§ RECORDS:
***

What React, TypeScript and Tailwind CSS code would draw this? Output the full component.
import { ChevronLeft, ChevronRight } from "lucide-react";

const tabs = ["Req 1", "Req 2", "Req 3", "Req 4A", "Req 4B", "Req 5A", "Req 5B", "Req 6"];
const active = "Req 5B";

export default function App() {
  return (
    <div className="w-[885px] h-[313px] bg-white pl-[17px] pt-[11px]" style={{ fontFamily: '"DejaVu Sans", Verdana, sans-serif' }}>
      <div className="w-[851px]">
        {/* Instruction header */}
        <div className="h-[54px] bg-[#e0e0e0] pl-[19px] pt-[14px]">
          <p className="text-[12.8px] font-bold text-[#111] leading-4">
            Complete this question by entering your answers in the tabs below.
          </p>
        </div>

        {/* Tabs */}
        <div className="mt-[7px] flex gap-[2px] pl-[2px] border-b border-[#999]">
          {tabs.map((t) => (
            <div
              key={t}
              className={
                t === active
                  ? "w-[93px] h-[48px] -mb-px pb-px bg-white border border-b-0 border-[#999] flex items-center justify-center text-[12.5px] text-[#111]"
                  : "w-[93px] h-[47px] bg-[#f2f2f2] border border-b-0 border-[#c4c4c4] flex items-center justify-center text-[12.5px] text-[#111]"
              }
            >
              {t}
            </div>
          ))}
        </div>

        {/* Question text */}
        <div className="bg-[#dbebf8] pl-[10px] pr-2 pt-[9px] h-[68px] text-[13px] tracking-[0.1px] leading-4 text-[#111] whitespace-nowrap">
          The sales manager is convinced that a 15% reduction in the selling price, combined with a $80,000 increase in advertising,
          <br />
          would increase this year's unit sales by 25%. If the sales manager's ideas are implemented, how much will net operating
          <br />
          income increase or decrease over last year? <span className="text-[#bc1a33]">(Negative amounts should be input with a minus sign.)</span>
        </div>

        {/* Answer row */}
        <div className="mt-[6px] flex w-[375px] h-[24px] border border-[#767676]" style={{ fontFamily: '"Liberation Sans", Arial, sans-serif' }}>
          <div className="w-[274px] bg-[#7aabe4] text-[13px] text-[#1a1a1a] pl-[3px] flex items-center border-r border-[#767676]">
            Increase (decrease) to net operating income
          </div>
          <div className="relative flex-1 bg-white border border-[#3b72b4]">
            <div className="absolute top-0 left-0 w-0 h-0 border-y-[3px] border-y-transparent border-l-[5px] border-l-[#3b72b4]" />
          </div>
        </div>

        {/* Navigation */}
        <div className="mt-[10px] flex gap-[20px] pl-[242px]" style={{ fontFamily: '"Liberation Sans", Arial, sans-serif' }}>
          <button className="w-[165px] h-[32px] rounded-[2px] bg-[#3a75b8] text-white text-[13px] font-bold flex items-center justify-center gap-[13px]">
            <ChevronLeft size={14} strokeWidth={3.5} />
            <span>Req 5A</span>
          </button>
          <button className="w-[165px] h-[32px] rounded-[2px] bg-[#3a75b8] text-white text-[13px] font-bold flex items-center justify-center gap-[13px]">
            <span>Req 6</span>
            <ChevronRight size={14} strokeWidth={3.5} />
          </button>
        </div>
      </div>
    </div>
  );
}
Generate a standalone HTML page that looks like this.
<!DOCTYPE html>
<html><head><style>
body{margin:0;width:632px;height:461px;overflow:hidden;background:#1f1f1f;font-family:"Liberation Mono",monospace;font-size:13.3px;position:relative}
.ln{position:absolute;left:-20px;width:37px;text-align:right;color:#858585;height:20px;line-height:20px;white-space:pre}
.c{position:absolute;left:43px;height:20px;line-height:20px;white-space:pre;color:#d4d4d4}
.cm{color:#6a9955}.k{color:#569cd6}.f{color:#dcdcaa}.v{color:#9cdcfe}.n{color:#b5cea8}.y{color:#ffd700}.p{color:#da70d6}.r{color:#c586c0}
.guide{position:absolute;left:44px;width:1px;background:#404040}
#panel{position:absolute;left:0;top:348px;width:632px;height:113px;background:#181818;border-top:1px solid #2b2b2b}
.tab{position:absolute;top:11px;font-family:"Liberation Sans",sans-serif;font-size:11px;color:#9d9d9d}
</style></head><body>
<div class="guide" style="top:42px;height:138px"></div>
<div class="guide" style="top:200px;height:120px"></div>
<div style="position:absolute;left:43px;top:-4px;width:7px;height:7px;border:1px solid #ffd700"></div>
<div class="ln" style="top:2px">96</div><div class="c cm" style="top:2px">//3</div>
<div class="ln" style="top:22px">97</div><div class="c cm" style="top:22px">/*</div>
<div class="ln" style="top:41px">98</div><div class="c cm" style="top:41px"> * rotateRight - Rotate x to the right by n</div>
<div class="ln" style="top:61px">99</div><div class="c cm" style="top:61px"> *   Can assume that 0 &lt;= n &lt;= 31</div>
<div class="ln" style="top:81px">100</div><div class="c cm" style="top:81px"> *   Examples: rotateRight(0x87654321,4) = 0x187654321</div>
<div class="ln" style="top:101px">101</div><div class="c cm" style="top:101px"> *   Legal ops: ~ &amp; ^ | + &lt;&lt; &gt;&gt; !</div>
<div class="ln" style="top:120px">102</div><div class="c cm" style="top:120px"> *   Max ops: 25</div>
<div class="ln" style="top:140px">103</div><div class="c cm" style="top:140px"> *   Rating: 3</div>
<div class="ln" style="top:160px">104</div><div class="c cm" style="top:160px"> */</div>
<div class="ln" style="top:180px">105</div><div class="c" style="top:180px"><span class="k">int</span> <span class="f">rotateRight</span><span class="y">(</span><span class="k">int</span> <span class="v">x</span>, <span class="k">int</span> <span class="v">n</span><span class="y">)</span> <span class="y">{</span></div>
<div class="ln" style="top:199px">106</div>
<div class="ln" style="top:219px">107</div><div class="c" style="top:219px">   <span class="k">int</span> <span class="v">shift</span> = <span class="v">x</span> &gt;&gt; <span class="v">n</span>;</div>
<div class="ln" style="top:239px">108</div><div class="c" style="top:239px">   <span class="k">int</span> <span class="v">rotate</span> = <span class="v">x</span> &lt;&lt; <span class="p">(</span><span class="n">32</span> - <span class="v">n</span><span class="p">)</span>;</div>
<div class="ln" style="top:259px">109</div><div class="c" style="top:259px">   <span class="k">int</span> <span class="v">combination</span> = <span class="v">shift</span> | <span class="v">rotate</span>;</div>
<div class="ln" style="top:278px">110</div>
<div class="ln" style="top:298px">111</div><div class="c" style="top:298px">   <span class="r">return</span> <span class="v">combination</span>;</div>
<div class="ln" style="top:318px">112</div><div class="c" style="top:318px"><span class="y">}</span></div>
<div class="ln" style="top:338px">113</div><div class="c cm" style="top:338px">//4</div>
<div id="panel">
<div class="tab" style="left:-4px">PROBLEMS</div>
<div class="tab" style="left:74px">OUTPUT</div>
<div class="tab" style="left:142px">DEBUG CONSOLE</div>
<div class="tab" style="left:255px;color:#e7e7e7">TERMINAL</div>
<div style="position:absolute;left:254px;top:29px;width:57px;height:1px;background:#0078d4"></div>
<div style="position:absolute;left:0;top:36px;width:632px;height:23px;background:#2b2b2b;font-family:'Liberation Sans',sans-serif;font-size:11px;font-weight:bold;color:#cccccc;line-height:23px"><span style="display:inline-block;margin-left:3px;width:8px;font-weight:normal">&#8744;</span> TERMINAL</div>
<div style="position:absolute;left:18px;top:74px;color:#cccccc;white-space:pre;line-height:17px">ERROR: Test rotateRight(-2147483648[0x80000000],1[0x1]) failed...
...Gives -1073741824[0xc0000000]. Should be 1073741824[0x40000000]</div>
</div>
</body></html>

***

§ PROBLEM REQUIREMENTS: Copy out each line exactly as written.

§ WRITTEN SOLUTION:
What React, TypeScript and Tailwind CSS code would draw this? Output the full component.
import { ChevronLeft, ChevronRight } from "lucide-react";

const tabs = ["Req 1", "Req 2", "Req 3", "Req 4A", "Req 4B", "Req 5A", "Req 5B", "Req 6"];
const active = "Req 5B";

export default function App() {
  return (
    <div className="w-[885px] h-[313px] bg-white pl-[17px] pt-[11px]" style={{ fontFamily: '"DejaVu Sans", Verdana, sans-serif' }}>
      <div className="w-[851px]">
        {/* Instruction header */}
        <div className="h-[54px] bg-[#e0e0e0] pl-[19px] pt-[14px]">
          <p className="text-[12.8px] font-bold text-[#111] leading-4">
            Complete this question by entering your answers in the tabs below.
          </p>
        </div>

        {/* Tabs */}
        <div className="mt-[7px] flex gap-[2px] pl-[2px] border-b border-[#999]">
          {tabs.map((t) => (
            <div
              key={t}
              className={
                t === active
                  ? "w-[93px] h-[48px] -mb-px pb-px bg-white border border-b-0 border-[#999] flex items-center justify-center text-[12.5px] text-[#111]"
                  : "w-[93px] h-[47px] bg-[#f2f2f2] border border-b-0 border-[#c4c4c4] flex items-center justify-center text-[12.5px] text-[#111]"
              }
            >
              {t}
            </div>
          ))}
        </div>

        {/* Question text */}
        <div className="bg-[#dbebf8] pl-[10px] pr-2 pt-[9px] h-[68px] text-[13px] tracking-[0.1px] leading-4 text-[#111] whitespace-nowrap">
          The sales manager is convinced that a 15% reduction in the selling price, combined with a $80,000 increase in advertising,
          <br />
          would increase this year's unit sales by 25%. If the sales manager's ideas are implemented, how much will net operating
          <br />
          income increase or decrease over last year? <span className="text-[#bc1a33]">(Negative amounts should be input with a minus sign.)</span>
        </div>

        {/* Answer row */}
        <div className="mt-[6px] flex w-[375px] h-[24px] border border-[#767676]" style={{ fontFamily: '"Liberation Sans", Arial, sans-serif' }}>
          <div className="w-[274px] bg-[#7aabe4] text-[13px] text-[#1a1a1a] pl-[3px] flex items-center border-r border-[#767676]">
            Increase (decrease) to net operating income
          </div>
          <div className="relative flex-1 bg-white border border-[#3b72b4]">
            <div className="absolute top-0 left-0 w-0 h-0 border-y-[3px] border-y-transparent border-l-[5px] border-l-[#3b72b4]" />
          </div>
        </div>

        {/* Navigation */}
        <div className="mt-[10px] flex gap-[20px] pl-[242px]" style={{ fontFamily: '"Liberation Sans", Arial, sans-serif' }}>
          <button className="w-[165px] h-[32px] rounded-[2px] bg-[#3a75b8] text-white text-[13px] font-bold flex items-center justify-center gap-[13px]">
            <ChevronLeft size={14} strokeWidth={3.5} />
            <span>Req 5A</span>
          </button>
          <button className="w-[165px] h-[32px] rounded-[2px] bg-[#3a75b8] text-white text-[13px] font-bold flex items-center justify-center gap-[13px]">
            <span>Req 6</span>
            <ChevronRight size={14} strokeWidth={3.5} />
          </button>
        </div>
      </div>
    </div>
  );
}
Generate a standalone HTML page that looks like this.
<!DOCTYPE html>
<html><head><style>
body{margin:0;width:632px;height:461px;overflow:hidden;background:#1f1f1f;font-family:"Liberation Mono",monospace;font-size:13.3px;position:relative}
.ln{position:absolute;left:-20px;width:37px;text-align:right;color:#858585;height:20px;line-height:20px;white-space:pre}
.c{position:absolute;left:43px;height:20px;line-height:20px;white-space:pre;color:#d4d4d4}
.cm{color:#6a9955}.k{color:#569cd6}.f{color:#dcdcaa}.v{color:#9cdcfe}.n{color:#b5cea8}.y{color:#ffd700}.p{color:#da70d6}.r{color:#c586c0}
.guide{position:absolute;left:44px;width:1px;background:#404040}
#panel{position:absolute;left:0;top:348px;width:632px;height:113px;background:#181818;border-top:1px solid #2b2b2b}
.tab{position:absolute;top:11px;font-family:"Liberation Sans",sans-serif;font-size:11px;color:#9d9d9d}
</style></head><body>
<div class="guide" style="top:42px;height:138px"></div>
<div class="guide" style="top:200px;height:120px"></div>
<div style="position:absolute;left:43px;top:-4px;width:7px;height:7px;border:1px solid #ffd700"></div>
<div class="ln" style="top:2px">96</div><div class="c cm" style="top:2px">//3</div>
<div class="ln" style="top:22px">97</div><div class="c cm" style="top:22px">/*</div>
<div class="ln" style="top:41px">98</div><div class="c cm" style="top:41px"> * rotateRight - Rotate x to the right by n</div>
<div class="ln" style="top:61px">99</div><div class="c cm" style="top:61px"> *   Can assume that 0 &lt;= n &lt;= 31</div>
<div class="ln" style="top:81px">100</div><div class="c cm" style="top:81px"> *   Examples: rotateRight(0x87654321,4) = 0x187654321</div>
<div class="ln" style="top:101px">101</div><div class="c cm" style="top:101px"> *   Legal ops: ~ &amp; ^ | + &lt;&lt; &gt;&gt; !</div>
<div class="ln" style="top:120px">102</div><div class="c cm" style="top:120px"> *   Max ops: 25</div>
<div class="ln" style="top:140px">103</div><div class="c cm" style="top:140px"> *   Rating: 3</div>
<div class="ln" style="top:160px">104</div><div class="c cm" style="top:160px"> */</div>
<div class="ln" style="top:180px">105</div><div class="c" style="top:180px"><span class="k">int</span> <span class="f">rotateRight</span><span class="y">(</span><span class="k">int</span> <span class="v">x</span>, <span class="k">int</span> <span class="v">n</span><span class="y">)</span> <span class="y">{</span></div>
<div class="ln" style="top:199px">106</div>
<div class="ln" style="top:219px">107</div><div class="c" style="top:219px">   <span class="k">int</span> <span class="v">shift</span> = <span class="v">x</span> &gt;&gt; <span class="v">n</span>;</div>
<div class="ln" style="top:239px">108</div><div class="c" style="top:239px">   <span class="k">int</span> <span class="v">rotate</span> = <span class="v">x</span> &lt;&lt; <span class="p">(</span><span class="n">32</span> - <span class="v">n</span><span class="p">)</span>;</div>
<div class="ln" style="top:259px">109</div><div class="c" style="top:259px">   <span class="k">int</span> <span class="v">combination</span> = <span class="v">shift</span> | <span class="v">rotate</span>;</div>
<div class="ln" style="top:278px">110</div>
<div class="ln" style="top:298px">111</div><div class="c" style="top:298px">   <span class="r">return</span> <span class="v">combination</span>;</div>
<div class="ln" style="top:318px">112</div><div class="c" style="top:318px"><span class="y">}</span></div>
<div class="ln" style="top:338px">113</div><div class="c cm" style="top:338px">//4</div>
<div id="panel">
<div class="tab" style="left:-4px">PROBLEMS</div>
<div class="tab" style="left:74px">OUTPUT</div>
<div class="tab" style="left:142px">DEBUG CONSOLE</div>
<div class="tab" style="left:255px;color:#e7e7e7">TERMINAL</div>
<div style="position:absolute;left:254px;top:29px;width:57px;height:1px;background:#0078d4"></div>
<div style="position:absolute;left:0;top:36px;width:632px;height:23px;background:#2b2b2b;font-family:'Liberation Sans',sans-serif;font-size:11px;font-weight:bold;color:#cccccc;line-height:23px"><span style="display:inline-block;margin-left:3px;width:8px;font-weight:normal">&#8744;</span> TERMINAL</div>
<div style="position:absolute;left:18px;top:74px;color:#cccccc;white-space:pre;line-height:17px">ERROR: Test rotateRight(-2147483648[0x80000000],1[0x1]) failed...
...Gives -1073741824[0xc0000000]. Should be 1073741824[0x40000000]</div>
</div>
</body></html>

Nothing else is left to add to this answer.